■ Task to complete ■
Show every line where "styles" occurs.

● ● ● ● ●

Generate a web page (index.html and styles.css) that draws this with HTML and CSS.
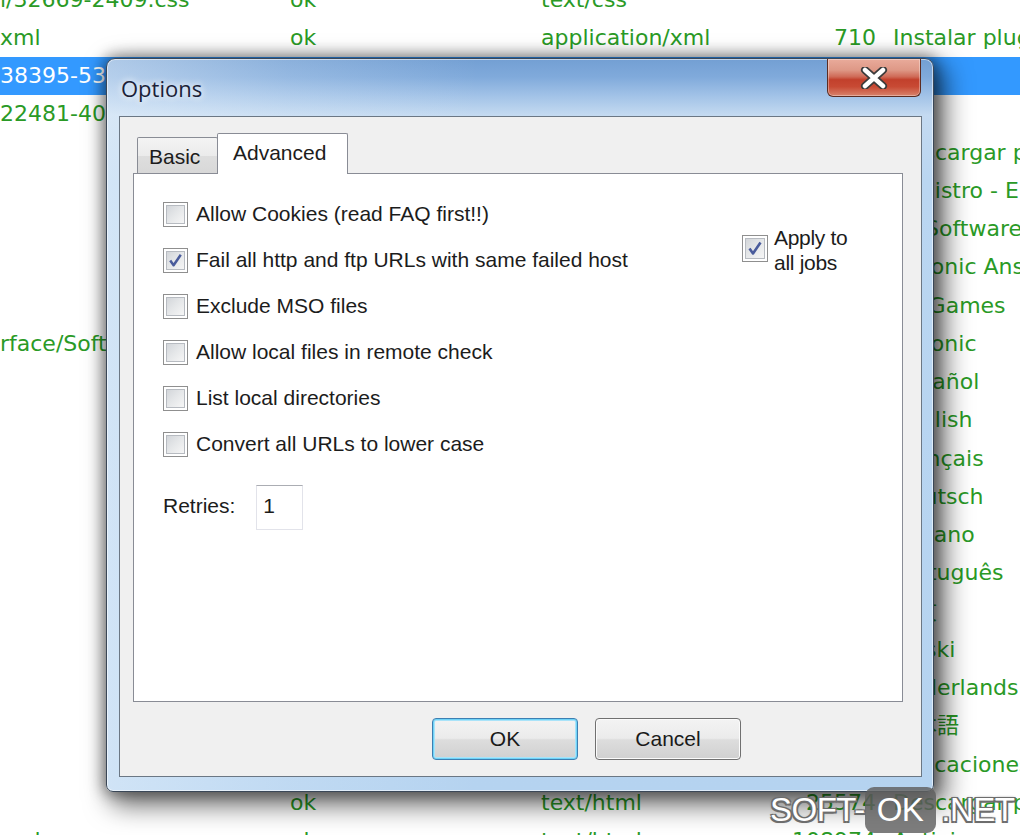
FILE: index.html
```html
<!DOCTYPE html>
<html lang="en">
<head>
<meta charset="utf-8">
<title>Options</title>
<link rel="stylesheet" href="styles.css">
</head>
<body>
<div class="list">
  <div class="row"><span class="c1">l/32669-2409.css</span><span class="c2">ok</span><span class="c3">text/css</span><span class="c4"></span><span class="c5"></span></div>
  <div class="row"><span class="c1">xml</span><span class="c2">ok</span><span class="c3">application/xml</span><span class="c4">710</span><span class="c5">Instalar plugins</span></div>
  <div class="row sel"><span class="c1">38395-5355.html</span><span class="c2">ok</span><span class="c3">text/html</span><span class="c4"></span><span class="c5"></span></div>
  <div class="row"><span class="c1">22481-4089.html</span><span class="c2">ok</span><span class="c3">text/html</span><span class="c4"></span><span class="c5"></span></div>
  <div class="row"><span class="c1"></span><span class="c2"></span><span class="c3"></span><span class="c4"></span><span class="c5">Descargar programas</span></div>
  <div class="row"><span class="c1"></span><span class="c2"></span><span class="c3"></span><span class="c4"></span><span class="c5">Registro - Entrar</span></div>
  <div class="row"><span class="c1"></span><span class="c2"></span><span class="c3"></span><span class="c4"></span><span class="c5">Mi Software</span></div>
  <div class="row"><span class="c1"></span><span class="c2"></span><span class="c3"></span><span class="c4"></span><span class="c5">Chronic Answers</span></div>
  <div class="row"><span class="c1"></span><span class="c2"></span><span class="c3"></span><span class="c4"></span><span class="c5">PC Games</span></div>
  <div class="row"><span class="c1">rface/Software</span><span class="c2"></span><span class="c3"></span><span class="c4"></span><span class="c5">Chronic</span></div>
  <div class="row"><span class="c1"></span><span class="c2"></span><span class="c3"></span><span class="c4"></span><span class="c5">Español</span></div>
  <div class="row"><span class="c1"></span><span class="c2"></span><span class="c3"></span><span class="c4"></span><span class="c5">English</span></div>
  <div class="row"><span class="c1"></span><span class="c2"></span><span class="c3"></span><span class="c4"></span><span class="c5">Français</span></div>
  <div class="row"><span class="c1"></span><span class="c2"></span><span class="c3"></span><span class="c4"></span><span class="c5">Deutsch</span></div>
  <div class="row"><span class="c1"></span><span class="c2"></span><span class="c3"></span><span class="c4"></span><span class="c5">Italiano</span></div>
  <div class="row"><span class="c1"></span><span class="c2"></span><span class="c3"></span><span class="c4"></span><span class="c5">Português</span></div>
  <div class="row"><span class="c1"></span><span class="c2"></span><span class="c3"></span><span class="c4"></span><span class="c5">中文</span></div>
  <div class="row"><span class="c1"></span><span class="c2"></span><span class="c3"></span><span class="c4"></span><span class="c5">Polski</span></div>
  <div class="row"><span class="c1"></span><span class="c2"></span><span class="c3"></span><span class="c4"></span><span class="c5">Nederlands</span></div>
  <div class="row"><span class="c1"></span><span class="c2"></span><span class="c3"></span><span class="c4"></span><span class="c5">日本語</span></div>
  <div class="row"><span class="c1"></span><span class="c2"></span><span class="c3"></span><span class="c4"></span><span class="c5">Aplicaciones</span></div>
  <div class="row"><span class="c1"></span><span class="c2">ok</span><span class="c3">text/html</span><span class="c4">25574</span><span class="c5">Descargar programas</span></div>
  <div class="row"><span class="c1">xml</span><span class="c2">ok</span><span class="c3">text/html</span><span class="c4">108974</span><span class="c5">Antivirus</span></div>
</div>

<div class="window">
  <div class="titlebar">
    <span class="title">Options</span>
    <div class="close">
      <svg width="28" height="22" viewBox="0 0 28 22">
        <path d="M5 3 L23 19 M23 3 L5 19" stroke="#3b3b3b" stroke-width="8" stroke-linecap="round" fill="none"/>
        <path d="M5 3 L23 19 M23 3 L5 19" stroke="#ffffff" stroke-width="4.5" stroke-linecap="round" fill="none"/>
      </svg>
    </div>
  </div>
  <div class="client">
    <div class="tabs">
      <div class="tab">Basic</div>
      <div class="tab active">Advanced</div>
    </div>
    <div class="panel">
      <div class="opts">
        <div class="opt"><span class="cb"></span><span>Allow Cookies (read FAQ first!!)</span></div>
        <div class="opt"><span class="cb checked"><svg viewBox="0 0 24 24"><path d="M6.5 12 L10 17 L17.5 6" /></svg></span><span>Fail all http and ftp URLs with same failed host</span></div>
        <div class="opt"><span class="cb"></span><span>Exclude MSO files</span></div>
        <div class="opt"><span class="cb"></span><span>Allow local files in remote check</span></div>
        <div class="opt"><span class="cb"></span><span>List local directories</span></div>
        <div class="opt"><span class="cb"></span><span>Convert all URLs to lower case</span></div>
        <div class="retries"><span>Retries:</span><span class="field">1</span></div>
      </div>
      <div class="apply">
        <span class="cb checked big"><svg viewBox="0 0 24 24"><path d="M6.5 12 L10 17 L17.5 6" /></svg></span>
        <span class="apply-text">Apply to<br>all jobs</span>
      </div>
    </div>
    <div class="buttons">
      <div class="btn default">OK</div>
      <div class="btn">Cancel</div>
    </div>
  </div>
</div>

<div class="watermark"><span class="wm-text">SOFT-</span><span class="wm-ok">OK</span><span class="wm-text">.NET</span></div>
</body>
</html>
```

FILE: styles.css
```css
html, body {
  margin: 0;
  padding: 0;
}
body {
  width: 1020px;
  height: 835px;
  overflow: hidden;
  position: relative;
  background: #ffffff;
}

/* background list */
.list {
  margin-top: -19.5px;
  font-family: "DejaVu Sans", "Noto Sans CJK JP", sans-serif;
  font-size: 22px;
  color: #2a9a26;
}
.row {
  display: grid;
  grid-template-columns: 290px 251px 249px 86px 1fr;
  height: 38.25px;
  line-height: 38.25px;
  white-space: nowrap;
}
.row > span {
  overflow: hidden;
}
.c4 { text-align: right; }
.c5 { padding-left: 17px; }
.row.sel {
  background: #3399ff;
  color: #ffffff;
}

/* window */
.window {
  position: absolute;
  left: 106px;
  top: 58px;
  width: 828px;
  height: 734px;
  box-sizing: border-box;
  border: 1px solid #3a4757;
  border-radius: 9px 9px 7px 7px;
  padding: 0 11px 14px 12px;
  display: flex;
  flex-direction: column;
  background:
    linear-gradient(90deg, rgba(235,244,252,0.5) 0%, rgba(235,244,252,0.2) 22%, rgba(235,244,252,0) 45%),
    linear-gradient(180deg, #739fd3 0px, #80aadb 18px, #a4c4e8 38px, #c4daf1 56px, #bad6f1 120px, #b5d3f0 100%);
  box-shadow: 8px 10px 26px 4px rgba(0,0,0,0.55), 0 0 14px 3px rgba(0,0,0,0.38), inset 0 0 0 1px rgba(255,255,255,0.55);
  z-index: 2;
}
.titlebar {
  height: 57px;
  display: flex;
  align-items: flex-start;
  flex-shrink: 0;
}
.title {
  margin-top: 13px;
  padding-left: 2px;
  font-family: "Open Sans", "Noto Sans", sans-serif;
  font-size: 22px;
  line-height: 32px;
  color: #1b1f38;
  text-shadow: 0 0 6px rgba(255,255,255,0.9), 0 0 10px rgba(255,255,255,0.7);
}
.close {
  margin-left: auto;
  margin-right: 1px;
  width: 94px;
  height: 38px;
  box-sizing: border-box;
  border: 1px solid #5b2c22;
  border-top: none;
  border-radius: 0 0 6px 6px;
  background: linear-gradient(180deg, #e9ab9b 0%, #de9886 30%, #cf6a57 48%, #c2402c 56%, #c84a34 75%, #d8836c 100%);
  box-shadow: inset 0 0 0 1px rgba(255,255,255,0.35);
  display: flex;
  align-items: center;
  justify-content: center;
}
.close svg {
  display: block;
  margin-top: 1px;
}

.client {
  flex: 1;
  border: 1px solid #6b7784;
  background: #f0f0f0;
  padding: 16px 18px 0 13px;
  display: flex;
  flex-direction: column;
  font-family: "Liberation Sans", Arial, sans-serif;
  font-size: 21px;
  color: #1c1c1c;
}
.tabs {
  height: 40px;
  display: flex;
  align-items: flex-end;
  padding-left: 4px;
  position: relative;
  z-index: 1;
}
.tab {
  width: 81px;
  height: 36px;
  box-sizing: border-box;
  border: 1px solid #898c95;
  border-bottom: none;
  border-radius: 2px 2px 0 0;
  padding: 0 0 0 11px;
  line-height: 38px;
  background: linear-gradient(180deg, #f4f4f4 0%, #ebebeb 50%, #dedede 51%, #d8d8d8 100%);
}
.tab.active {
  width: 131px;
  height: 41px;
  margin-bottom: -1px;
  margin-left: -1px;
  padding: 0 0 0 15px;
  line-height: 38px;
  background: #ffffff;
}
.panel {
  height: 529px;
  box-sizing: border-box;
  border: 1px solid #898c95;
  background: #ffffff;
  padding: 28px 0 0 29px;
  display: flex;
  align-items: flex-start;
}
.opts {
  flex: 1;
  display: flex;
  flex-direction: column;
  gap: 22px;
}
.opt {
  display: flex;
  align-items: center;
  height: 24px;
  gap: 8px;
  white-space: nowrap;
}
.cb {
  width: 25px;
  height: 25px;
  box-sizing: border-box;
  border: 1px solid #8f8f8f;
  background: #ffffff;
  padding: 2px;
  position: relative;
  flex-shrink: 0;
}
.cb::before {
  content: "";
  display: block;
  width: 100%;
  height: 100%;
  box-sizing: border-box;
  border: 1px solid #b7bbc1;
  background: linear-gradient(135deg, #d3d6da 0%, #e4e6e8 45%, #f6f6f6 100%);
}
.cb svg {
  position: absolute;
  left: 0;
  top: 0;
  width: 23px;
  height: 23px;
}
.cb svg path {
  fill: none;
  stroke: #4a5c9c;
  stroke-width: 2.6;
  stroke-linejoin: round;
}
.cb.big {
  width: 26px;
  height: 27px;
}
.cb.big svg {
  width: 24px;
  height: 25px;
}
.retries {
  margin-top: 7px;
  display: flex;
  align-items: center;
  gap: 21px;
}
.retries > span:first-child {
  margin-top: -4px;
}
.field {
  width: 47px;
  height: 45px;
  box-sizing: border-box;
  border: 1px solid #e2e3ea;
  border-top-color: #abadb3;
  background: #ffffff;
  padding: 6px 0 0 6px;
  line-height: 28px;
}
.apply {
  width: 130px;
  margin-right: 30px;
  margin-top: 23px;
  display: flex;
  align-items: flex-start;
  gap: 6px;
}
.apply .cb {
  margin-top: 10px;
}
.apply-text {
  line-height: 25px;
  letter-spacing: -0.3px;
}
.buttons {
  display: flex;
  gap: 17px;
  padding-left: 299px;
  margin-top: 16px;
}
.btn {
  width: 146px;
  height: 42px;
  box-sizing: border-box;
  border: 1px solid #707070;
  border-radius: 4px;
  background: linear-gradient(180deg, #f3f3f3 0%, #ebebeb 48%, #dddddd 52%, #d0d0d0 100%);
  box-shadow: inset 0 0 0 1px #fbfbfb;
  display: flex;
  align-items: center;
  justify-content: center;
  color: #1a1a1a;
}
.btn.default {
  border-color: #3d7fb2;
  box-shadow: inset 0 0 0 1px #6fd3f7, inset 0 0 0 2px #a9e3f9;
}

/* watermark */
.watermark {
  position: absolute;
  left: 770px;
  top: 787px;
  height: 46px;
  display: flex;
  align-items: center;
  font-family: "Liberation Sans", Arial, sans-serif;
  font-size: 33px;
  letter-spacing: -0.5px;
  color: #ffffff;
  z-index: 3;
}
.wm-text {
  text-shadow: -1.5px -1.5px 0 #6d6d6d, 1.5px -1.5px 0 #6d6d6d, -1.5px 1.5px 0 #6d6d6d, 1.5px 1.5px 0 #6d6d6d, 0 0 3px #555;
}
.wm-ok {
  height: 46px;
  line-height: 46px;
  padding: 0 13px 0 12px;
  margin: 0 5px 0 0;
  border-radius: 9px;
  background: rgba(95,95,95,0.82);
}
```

● ● ● ● ●

■ Task answer ■
Generate a web page (index.html and styles.css) that draws this with HTML and CSS.
<link rel="stylesheet" href="styles.css">
FILE: styles.css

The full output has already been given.